• _EXERCISE_: Copy all of the material exactly. Pictures are not to appear in the copy.

• _DATA LINES_:
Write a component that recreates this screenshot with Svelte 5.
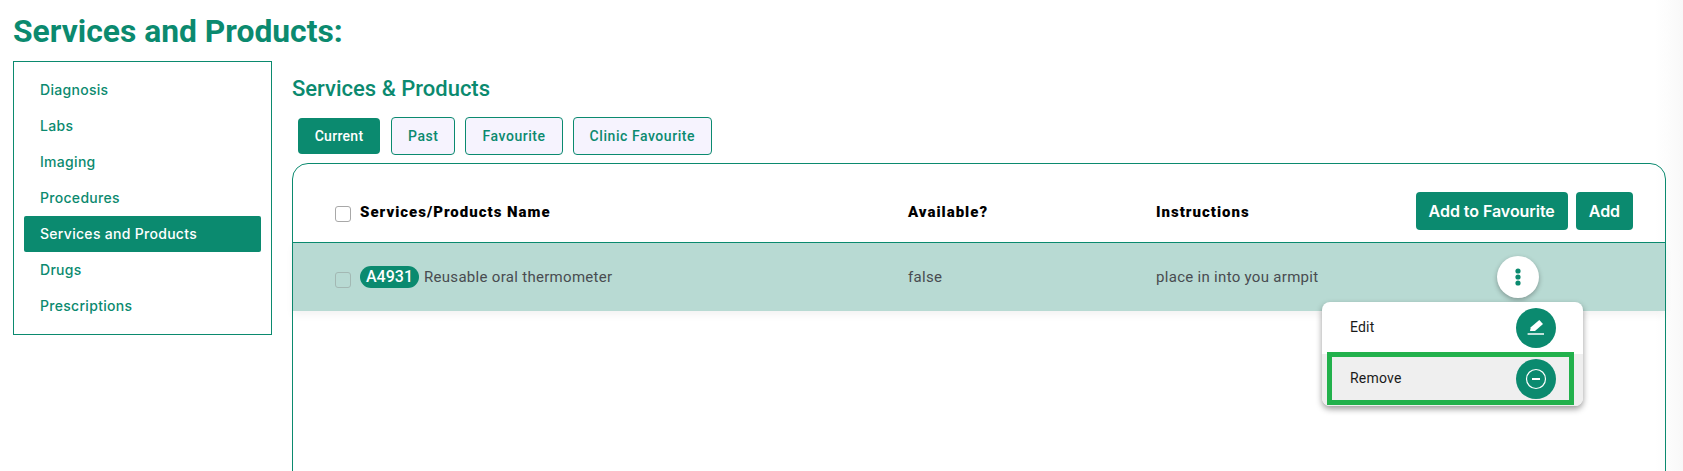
<script>
  const navItems = ['Diagnosis', 'Labs', 'Imaging', 'Procedures', 'Services and Products', 'Drugs', 'Prescriptions'];
  const tabs = ['Current', 'Past', 'Favourite', 'Clinic Favourite'];
  let activeNav = 'Services and Products';
  let activeTab = 'Current';
</script>

<div class="page">
  <h1 class="title">Services and Products:</h1>

  <div class="layout">
    <nav class="side">
      {#each navItems as item}
        <div class="side-item" class:active={item === activeNav}>{item}</div>
      {/each}
    </nav>

    <main class="content">
      <h2 class="subtitle">Services &amp; Products</h2>

      <div class="tabs">
        {#each tabs as tab}
          <button class="tab" class:current={tab === activeTab}>{tab}</button>
        {/each}
      </div>

      <section class="card">
        <div class="row head">
          <div class="cell-name">
            <span class="check"></span>
            <span class="head-text">Services/Products Name</span>
          </div>
          <div class="head-text">Available?</div>
          <div class="head-text">Instructions</div>
          <div class="actions">
            <button class="action">Add to Favourite</button>
            <button class="action">Add</button>
          </div>
        </div>

        <div class="row item">
          <div class="cell-name">
            <span class="check muted"></span>
            <span class="badge">A4931</span>
            <span>Reusable oral thermometer</span>
          </div>
          <div>false</div>
          <div>place in into you armpit</div>
          <div class="kebab-cell">
            <button class="kebab" aria-label="More">
              <svg width="6" height="18" viewBox="0 0 6 18"><circle cx="3" cy="3" r="2.6" /><circle cx="3" cy="9" r="2.6" /><circle cx="3" cy="15" r="2.6" /></svg>
            </button>
          </div>
        </div>

        <div class="menu">
          <div class="menu-item">
            <span class="menu-label">Edit</span>
            <span class="menu-icon">
              <svg width="20" height="20" viewBox="0 0 20 20" fill="none">
                <path d="M4 13 L4.8 9.3 L13.3 2 L17 6 L9 13 Z" fill="#fff" />
                <path d="M1.6 16 H18" stroke="#fff" stroke-width="1.5" />
              </svg>
            </span>
          </div>
          <div class="menu-item hover">
            <span class="menu-label">Remove</span>
            <span class="menu-icon">
              <svg width="22" height="22" viewBox="0 0 22 22" fill="none">
                <circle cx="11" cy="11" r="9.5" stroke="#fff" stroke-width="1.2" />
                <path d="M7 11 H15" stroke="#fff" stroke-width="2" />
              </svg>
            </span>
          </div>
          <div class="highlight"></div>
        </div>
      </section>
    </main>
  </div>
</div>

<style>
  :global(body) {
    margin: 0;
    background: linear-gradient(to right, #fff 1655px, #fafafa 1677px, #f8f8f8);
    overflow: hidden;
  }

  .page {
    height: 471px;
    padding: 0 17px 0 13px;
    box-sizing: border-box;
    font-family: Roboto, sans-serif;
    overflow: hidden;
  }

  .title {
    margin: 0;
    height: 61px;
    line-height: 62px;
    font-size: 31.8px;
    font-weight: 700;
    color: #0b8a6f;
  }

  .layout {
    display: flex;
    gap: 20px;
    align-items: flex-start;
  }

  .side {
    width: 259px;
    height: 274px;
    padding: 10px;
    box-sizing: border-box;
    border: 1px solid #0b8a6f;
    display: flex;
    flex-direction: column;
    flex-shrink: 0;
  }

  .side-item {
    height: 36px;
    line-height: 36px;
    padding-left: 16px;
    font-family: Inter, sans-serif;
    font-size: 14px;
    font-weight: 500;
    letter-spacing: 0.3px;
    color: #0b8a6f;
    border-radius: 2px;
  }

  .side-item.active {
    background: #0b8a6f;
    color: #fff;
  }

  .content {
    flex: 1;
    min-width: 0;
  }

  .subtitle {
    margin: 13px 0 0;
    height: 30px;
    line-height: 30px;
    font-size: 22px;
    font-weight: 500;
    color: #0b8a6f;
  }

  .tabs {
    display: flex;
    align-items: center;
    gap: 10px;
    margin: 13px 0 8px 6px;
    height: 38px;
  }

  .tab {
    height: 38px;
    padding: 0 16px;
    font-family: Roboto, sans-serif;
    font-size: 14px;
    font-weight: 500;
    letter-spacing: 0.55px;
    color: #0b8a6f;
    background: #f6f3fe;
    border: 1px solid #0b8a6f;
    border-radius: 4px;
  }

  .tab.current {
    height: 36px;
    width: 82px;
    padding: 0;
    margin-right: 1px;
    letter-spacing: 0.3px;
    background: #0b8a6f;
    color: #fff;
    border: 0;
  }

  .card {
    position: relative;
    height: 400px;
    border: 1px solid #0b8a6f;
    border-radius: 16px;
  }

  .row {
    display: grid;
    grid-template-columns: 573px 248px 1fr auto;
    align-items: center;
    padding: 0 32px 0 42px;
  }

  .head {
    height: 62px;
    padding-top: 16px;
    border-bottom: 1px solid #0b8a6f;
  }

  .head-text {
    font-size: 15px;
    font-weight: 900;
    letter-spacing: 1px;
    color: #000;
    position: relative;
    top: 1px;
  }

  .cell-name {
    display: flex;
    align-items: center;
  }

  .check {
    width: 14px;
    height: 14px;
    margin-right: 9px;
    border: 1px solid #a8a8a8;
    border-radius: 3px;
    background: #fff;
    flex-shrink: 0;
    position: relative;
    top: 3px;
  }

  .check.muted {
    background: transparent;
    border-color: #a3b8b3;
  }

  .actions {
    display: flex;
    gap: 8px;
  }

  .action {
    height: 38px;
    padding: 0 13px;
    font-family: Inter, sans-serif;
    font-size: 16px;
    font-weight: 600;
    letter-spacing: -0.05px;
    color: #fff;
    background: #0b8a6f;
    border: 0;
    border-radius: 4px;
  }

  .item {
    height: 68px;
    background: #b8dad3;
    font-size: 15px;
    letter-spacing: 0.3px;
    color: #484c50;
    box-shadow: 0 4px 8px rgba(0, 0, 0, 0.05);
  }

  .badge {
    height: 22px;
    line-height: 22px;
    width: 59px;
    margin-right: 5px;
    text-align: center;
    font-size: 16px;
    font-weight: 500;
    letter-spacing: 0;
    color: #fff;
    background: #0b8a6f;
    border-radius: 11px;
  }

  .kebab-cell {
    width: 217px;
    display: flex;
    justify-content: flex-end;
    padding-right: 94px;
    box-sizing: border-box;
  }

  .kebab {
    width: 42px;
    height: 42px;
    padding: 0;
    border: 0;
    border-radius: 50%;
    background: #fff;
    display: flex;
    align-items: center;
    justify-content: center;
    box-shadow: 0 2px 5px rgba(0, 0, 0, 0.3);
  }

  .kebab svg {
    fill: #0b8a6f;
  }

  .menu {
    position: absolute;
    left: 1029px;
    top: 138px;
    width: 261px;
    background: #fff;
    border-radius: 8px;
    box-shadow: 0 3px 6px rgba(0, 0, 0, 0.4);
  }

  .menu-item {
    height: 52px;
    display: flex;
    align-items: center;
    justify-content: space-between;
    padding: 0 27px 0 28px;
    font-size: 14px;
    letter-spacing: 0.2px;
    color: #1a1a1a;
  }

  .menu-item.hover {
    box-sizing: border-box;
    padding-bottom: 2px;
    background: #efefef;
    border-radius: 0 0 8px 8px;
  }

  .menu-label {
    margin-bottom: 3px;
  }

  .menu-icon {
    width: 40px;
    height: 40px;
    border-radius: 50%;
    background: #0b8a6f;
    display: flex;
    align-items: center;
    justify-content: center;
  }

  .highlight {
    position: absolute;
    left: 5px;
    top: 50px;
    width: 247px;
    height: 53px;
    box-sizing: border-box;
    border: 5px solid #22b14c;
    pointer-events: none;
  }
</style>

• _REPLY TO THE TASK_:
Write a component that recreates this screenshot with Svelte 5.
<script>
  const navItems = ['Diagnosis', 'Labs', 'Imaging', 'Procedures', 'Services and Products', 'Drugs', 'Prescriptions'];
  const tabs = ['Current', 'Past', 'Favourite', 'Clinic Favourite'];
  let activeNav = 'Services and Products';
  let activeTab = 'Current';
</script>

<div class="page">
  <h1 class="title">Services and Products:</h1>

  <div class="layout">
    <nav class="side">
      {#each navItems as item}
        <div class="side-item" class:active={item === activeNav}>{item}</div>
      {/each}
    </nav>

    <main class="content">
      <h2 class="subtitle">Services &amp; Products</h2>

      <div class="tabs">
        {#each tabs as tab}
          <button class="tab" class:current={tab === activeTab}>{tab}</button>
        {/each}
      </div>

      <section class="card">
        <div class="row head">
          <div class="cell-name">
            <span class="check"></span>
            <span class="head-text">Services/Products Name</span>
          </div>
          <div class="head-text">Available?</div>
          <div class="head-text">Instructions</div>
          <div class="actions">
            <button class="action">Add to Favourite</button>
            <button class="action">Add</button>
          </div>
        </div>

        <div class="row item">
          <div class="cell-name">
            <span class="check muted"></span>
            <span class="badge">A4931</span>
            <span>Reusable oral thermometer</span>
          </div>
          <div>false</div>
          <div>place in into you armpit</div>
          <div class="kebab-cell">
            <button class="kebab" aria-label="More">
              <svg width="6" height="18" viewBox="0 0 6 18"><circle cx="3" cy="3" r="2.6" /><circle cx="3" cy="9" r="2.6" /><circle cx="3" cy="15" r="2.6" /></svg>
            </button>
          </div>
        </div>

        <div class="menu">
          <div class="menu-item">
            <span class="menu-label">Edit</span>
            <span class="menu-icon">
              <svg width="20" height="20" viewBox="0 0 20 20" fill="none">
                <path d="M4 13 L4.8 9.3 L13.3 2 L17 6 L9 13 Z" fill="#fff" />
                <path d="M1.6 16 H18" stroke="#fff" stroke-width="1.5" />
              </svg>
            </span>
          </div>
          <div class="menu-item hover">
            <span class="menu-label">Remove</span>
            <span class="menu-icon">
              <svg width="22" height="22" viewBox="0 0 22 22" fill="none">
                <circle cx="11" cy="11" r="9.5" stroke="#fff" stroke-width="1.2" />
                <path d="M7 11 H15" stroke="#fff" stroke-width="2" />
              </svg>
            </span>
          </div>
          <div class="highlight"></div>
        </div>
      </section>
    </main>
  </div>
</div>

<style>
  :global(body) {
    margin: 0;
    background: linear-gradient(to right, #fff 1655px, #fafafa 1677px, #f8f8f8);
    overflow: hidden;
  }

  .page {
    height: 471px;
    padding: 0 17px 0 13px;
    box-sizing: border-box;
    font-family: Roboto, sans-serif;
    overflow: hidden;
  }

  .title {
    margin: 0;
    height: 61px;
    line-height: 62px;
    font-size: 31.8px;
    font-weight: 700;
    color: #0b8a6f;
  }

  .layout {
    display: flex;
    gap: 20px;
    align-items: flex-start;
  }

  .side {
    width: 259px;
    height: 274px;
    padding: 10px;
    box-sizing: border-box;
    border: 1px solid #0b8a6f;
    display: flex;
    flex-direction: column;
    flex-shrink: 0;
  }

  .side-item {
    height: 36px;
    line-height: 36px;
    padding-left: 16px;
    font-family: Inter, sans-serif;
    font-size: 14px;
    font-weight: 500;
    letter-spacing: 0.3px;
    color: #0b8a6f;
    border-radius: 2px;
  }

  .side-item.active {
    background: #0b8a6f;
    color: #fff;
  }

  .content {
    flex: 1;
    min-width: 0;
  }

  .subtitle {
    margin: 13px 0 0;
    height: 30px;
    line-height: 30px;
    font-size: 22px;
    font-weight: 500;
    color: #0b8a6f;
  }

  .tabs {
    display: flex;
    align-items: center;
    gap: 10px;
    margin: 13px 0 8px 6px;
    height: 38px;
  }

  .tab {
    height: 38px;
    padding: 0 16px;
    font-family: Roboto, sans-serif;
    font-size: 14px;
    font-weight: 500;
    letter-spacing: 0.55px;
    color: #0b8a6f;
    background: #f6f3fe;
    border: 1px solid #0b8a6f;
    border-radius: 4px;
  }

  .tab.current {
    height: 36px;
    width: 82px;
    padding: 0;
    margin-right: 1px;
    letter-spacing: 0.3px;
    background: #0b8a6f;
    color: #fff;
    border: 0;
  }

  .card {
    position: relative;
    height: 400px;
    border: 1px solid #0b8a6f;
    border-radius: 16px;
  }

  .row {
    display: grid;
    grid-template-columns: 573px 248px 1fr auto;
    align-items: center;
    padding: 0 32px 0 42px;
  }

  .head {
    height: 62px;
    padding-top: 16px;
    border-bottom: 1px solid #0b8a6f;
  }

  .head-text {
    font-size: 15px;
    font-weight: 900;
    letter-spacing: 1px;
    color: #000;
    position: relative;
    top: 1px;
  }

  .cell-name {
    display: flex;
    align-items: center;
  }

  .check {
    width: 14px;
    height: 14px;
    margin-right: 9px;
    border: 1px solid #a8a8a8;
    border-radius: 3px;
    background: #fff;
    flex-shrink: 0;
    position: relative;
    top: 3px;
  }

  .check.muted {
    background: transparent;
    border-color: #a3b8b3;
  }

  .actions {
    display: flex;
    gap: 8px;
  }

  .action {
    height: 38px;
    padding: 0 13px;
    font-family: Inter, sans-serif;
    font-size: 16px;
    font-weight: 600;
    letter-spacing: -0.05px;
    color: #fff;
    background: #0b8a6f;
    border: 0;
    border-radius: 4px;
  }

  .item {
    height: 68px;
    background: #b8dad3;
    font-size: 15px;
    letter-spacing: 0.3px;
    color: #484c50;
    box-shadow: 0 4px 8px rgba(0, 0, 0, 0.05);
  }

  .badge {
    height: 22px;
    line-height: 22px;
    width: 59px;
    margin-right: 5px;
    text-align: center;
    font-size: 16px;
    font-weight: 500;
    letter-spacing: 0;
    color: #fff;
    background: #0b8a6f;
    border-radius: 11px;
  }

  .kebab-cell {
    width: 217px;
    display: flex;
    justify-content: flex-end;
    padding-right: 94px;
    box-sizing: border-box;
  }

  .kebab {
    width: 42px;
    height: 42px;
    padding: 0;
    border: 0;
    border-radius: 50%;
    background: #fff;
    display: flex;
    align-items: center;
    justify-content: center;
    box-shadow: 0 2px 5px rgba(0, 0, 0, 0.3);
  }

  .kebab svg {
    fill: #0b8a6f;
  }

  .menu {
    position: absolute;
    left: 1029px;
    top: 138px;
    width: 261px;
    background: #fff;
    border-radius: 8px;
    box-shadow: 0 3px 6px rgba(0, 0, 0, 0.4);
  }

  .menu-item {
    height: 52px;
    display: flex;
    align-items: center;
    justify-content: space-between;
    padding: 0 27px 0 28px;
    font-size: 14px;
    letter-spacing: 0.2px;
    color: #1a1a1a;
  }

  .menu-item.hover {
    box-sizing: border-box;
    padding-bottom: 2px;
    background: #efefef;
    border-radius: 0 0 8px 8px;
  }

  .menu-label {
    margin-bottom: 3px;
  }

  .menu-icon {
    width: 40px;
    height: 40px;
    border-radius: 50%;
    background: #0b8a6f;
    display: flex;
    align-items: center;
    justify-content: center;
  }

  .highlight {
    position: absolute;
    left: 5px;
    top: 50px;
    width: 247px;
    height: 53px;
    box-sizing: border-box;
    border: 5px solid #22b14c;
    pointer-events: none;
  }
</style>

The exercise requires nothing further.